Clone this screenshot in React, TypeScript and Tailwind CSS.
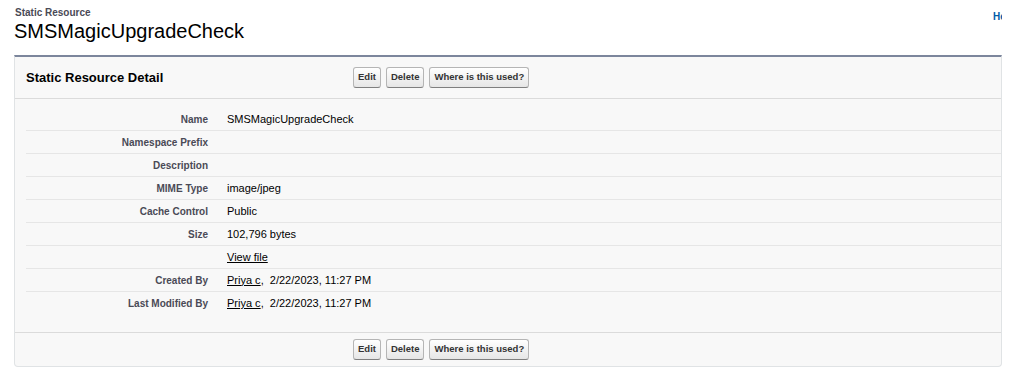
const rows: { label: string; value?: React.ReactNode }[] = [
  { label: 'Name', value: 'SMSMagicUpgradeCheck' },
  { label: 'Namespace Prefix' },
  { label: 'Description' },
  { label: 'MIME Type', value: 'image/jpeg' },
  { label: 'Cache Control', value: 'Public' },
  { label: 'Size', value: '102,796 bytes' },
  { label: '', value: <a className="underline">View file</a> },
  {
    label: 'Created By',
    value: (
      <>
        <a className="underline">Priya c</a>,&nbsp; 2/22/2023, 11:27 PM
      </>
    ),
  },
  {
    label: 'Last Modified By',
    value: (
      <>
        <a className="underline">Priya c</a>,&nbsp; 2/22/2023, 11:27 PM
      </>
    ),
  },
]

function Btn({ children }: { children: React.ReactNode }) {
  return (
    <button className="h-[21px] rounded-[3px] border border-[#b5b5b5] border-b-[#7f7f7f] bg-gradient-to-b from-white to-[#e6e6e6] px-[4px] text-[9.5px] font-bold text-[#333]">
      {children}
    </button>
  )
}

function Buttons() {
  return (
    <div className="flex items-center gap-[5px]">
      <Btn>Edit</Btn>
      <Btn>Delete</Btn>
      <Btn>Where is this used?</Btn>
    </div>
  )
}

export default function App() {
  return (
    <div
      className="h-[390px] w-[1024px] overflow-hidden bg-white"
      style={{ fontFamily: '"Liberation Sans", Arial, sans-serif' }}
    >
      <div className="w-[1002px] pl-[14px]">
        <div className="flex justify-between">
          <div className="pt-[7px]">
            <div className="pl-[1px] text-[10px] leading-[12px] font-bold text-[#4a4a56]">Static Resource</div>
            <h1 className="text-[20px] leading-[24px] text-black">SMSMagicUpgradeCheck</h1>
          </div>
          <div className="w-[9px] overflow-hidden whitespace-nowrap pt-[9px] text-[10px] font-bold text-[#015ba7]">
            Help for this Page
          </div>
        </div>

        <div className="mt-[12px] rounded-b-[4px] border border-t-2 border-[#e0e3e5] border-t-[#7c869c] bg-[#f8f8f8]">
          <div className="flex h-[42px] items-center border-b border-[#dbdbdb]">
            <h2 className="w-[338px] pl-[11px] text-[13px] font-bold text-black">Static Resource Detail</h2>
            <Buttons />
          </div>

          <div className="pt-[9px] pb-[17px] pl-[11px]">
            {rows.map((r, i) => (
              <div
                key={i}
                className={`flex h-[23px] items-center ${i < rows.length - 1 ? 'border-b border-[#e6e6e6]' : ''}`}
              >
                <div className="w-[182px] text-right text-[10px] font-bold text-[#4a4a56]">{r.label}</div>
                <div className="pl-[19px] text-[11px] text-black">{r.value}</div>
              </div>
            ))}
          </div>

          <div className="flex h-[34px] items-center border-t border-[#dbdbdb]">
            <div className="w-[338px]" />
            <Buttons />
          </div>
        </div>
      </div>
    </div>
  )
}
◆ ◆ ◆ ◆ ◆
### WHAT THE TASK REQUIRES
Using the material above, return every line exactly as it appears, minus the pictures.

### ANSWER TO THIS PROBLEM
Clone this screenshot in React, TypeScript and Tailwind CSS.
const rows: { label: string; value?: React.ReactNode }[] = [
  { label: 'Name', value: 'SMSMagicUpgradeCheck' },
  { label: 'Namespace Prefix' },
  { label: 'Description' },
  { label: 'MIME Type', value: 'image/jpeg' },
  { label: 'Cache Control', value: 'Public' },
  { label: 'Size', value: '102,796 bytes' },
  { label: '', value: <a className="underline">View file</a> },
  {
    label: 'Created By',
    value: (
      <>
        <a className="underline">Priya c</a>,&nbsp; 2/22/2023, 11:27 PM
      </>
    ),
  },
  {
    label: 'Last Modified By',
    value: (
      <>
        <a className="underline">Priya c</a>,&nbsp; 2/22/2023, 11:27 PM
      </>
    ),
  },
]

function Btn({ children }: { children: React.ReactNode }) {
  return (
    <button className="h-[21px] rounded-[3px] border border-[#b5b5b5] border-b-[#7f7f7f] bg-gradient-to-b from-white to-[#e6e6e6] px-[4px] text-[9.5px] font-bold text-[#333]">
      {children}
    </button>
  )
}

function Buttons() {
  return (
    <div className="flex items-center gap-[5px]">
      <Btn>Edit</Btn>
      <Btn>Delete</Btn>
      <Btn>Where is this used?</Btn>
    </div>
  )
}

export default function App() {
  return (
    <div
      className="h-[390px] w-[1024px] overflow-hidden bg-white"
      style={{ fontFamily: '"Liberation Sans", Arial, sans-serif' }}
    >
      <div className="w-[1002px] pl-[14px]">
        <div className="flex justify-between">
          <div className="pt-[7px]">
            <div className="pl-[1px] text-[10px] leading-[12px] font-bold text-[#4a4a56]">Static Resource</div>
            <h1 className="text-[20px] leading-[24px] text-black">SMSMagicUpgradeCheck</h1>
          </div>
          <div className="w-[9px] overflow-hidden whitespace-nowrap pt-[9px] text-[10px] font-bold text-[#015ba7]">
            Help for this Page
          </div>
        </div>

        <div className="mt-[12px] rounded-b-[4px] border border-t-2 border-[#e0e3e5] border-t-[#7c869c] bg-[#f8f8f8]">
          <div className="flex h-[42px] items-center border-b border-[#dbdbdb]">
            <h2 className="w-[338px] pl-[11px] text-[13px] font-bold text-black">Static Resource Detail</h2>
            <Buttons />
          </div>

          <div className="pt-[9px] pb-[17px] pl-[11px]">
            {rows.map((r, i) => (
              <div
                key={i}
                className={`flex h-[23px] items-center ${i < rows.length - 1 ? 'border-b border-[#e6e6e6]' : ''}`}
              >
                <div className="w-[182px] text-right text-[10px] font-bold text-[#4a4a56]">{r.label}</div>
                <div className="pl-[19px] text-[11px] text-black">{r.value}</div>
              </div>
            ))}
          </div>

          <div className="flex h-[34px] items-center border-t border-[#dbdbdb]">
            <div className="w-[338px]" />
            <Buttons />
          </div>
        </div>
      </div>
    </div>
  )
}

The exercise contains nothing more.